We have already off-shored the carbon of manufacturing goods (not reduced, just displaced). Now we are set to offshore some of the carbon of running ICT services. The electricity grids in many of the likely countries to gain these outsourced facilities have substantially higher carbon intensity than the UK which may actually increase the overall CO2 emissions, thus defeating the stated objective.

Displacement to other territories will put data centre CO2 beyond the regulatory control of UK government, impacting not just the ability to tax the carbon but also data protection legislation. It is not feasible to place any import tax on ICT services to counter this as there is no useful intensity measure.

Displacement of data centres to other countries will inevitably impact the benefit to the UK from the “digital economy”. Instead of leading the development and delivery of new technologies and services that generate service and IP exports, this displacement drives the UK toward being a consumer and importer of such new developments. External investment into the UK is particularly likely to suffer from this effect. Cloud operators have already demonstrated that they will go to substantial lengths to take 10% off their energy bill even selecting the country of deployment for cheap (coal fired and high carbon) grid electricity or to enable the data centre to run with free cooling only.
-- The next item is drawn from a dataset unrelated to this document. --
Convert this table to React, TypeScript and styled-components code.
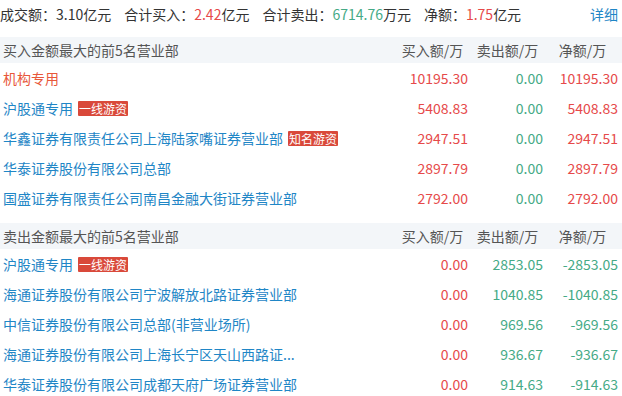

The reformed CRC presents a very direct incentive for organisations to outsource their data centres and then allow the outsourcer to migrate them offshore to escape the effective cost of UK electricity. How much of this actually occurs will be an interesting experiment.

Impact on the rest of the world
Many other countries are planning regulation of data centre energy consumption or efficiency. Those countries will be watching the impact of CRC on the UK economy and data centre industry closely, both to determine whether it acutally improves efficiency or reduces energy consumption and to understand what the economic impact it. They will then have to make a determination of how much economic impact they think the energy reduction is worth.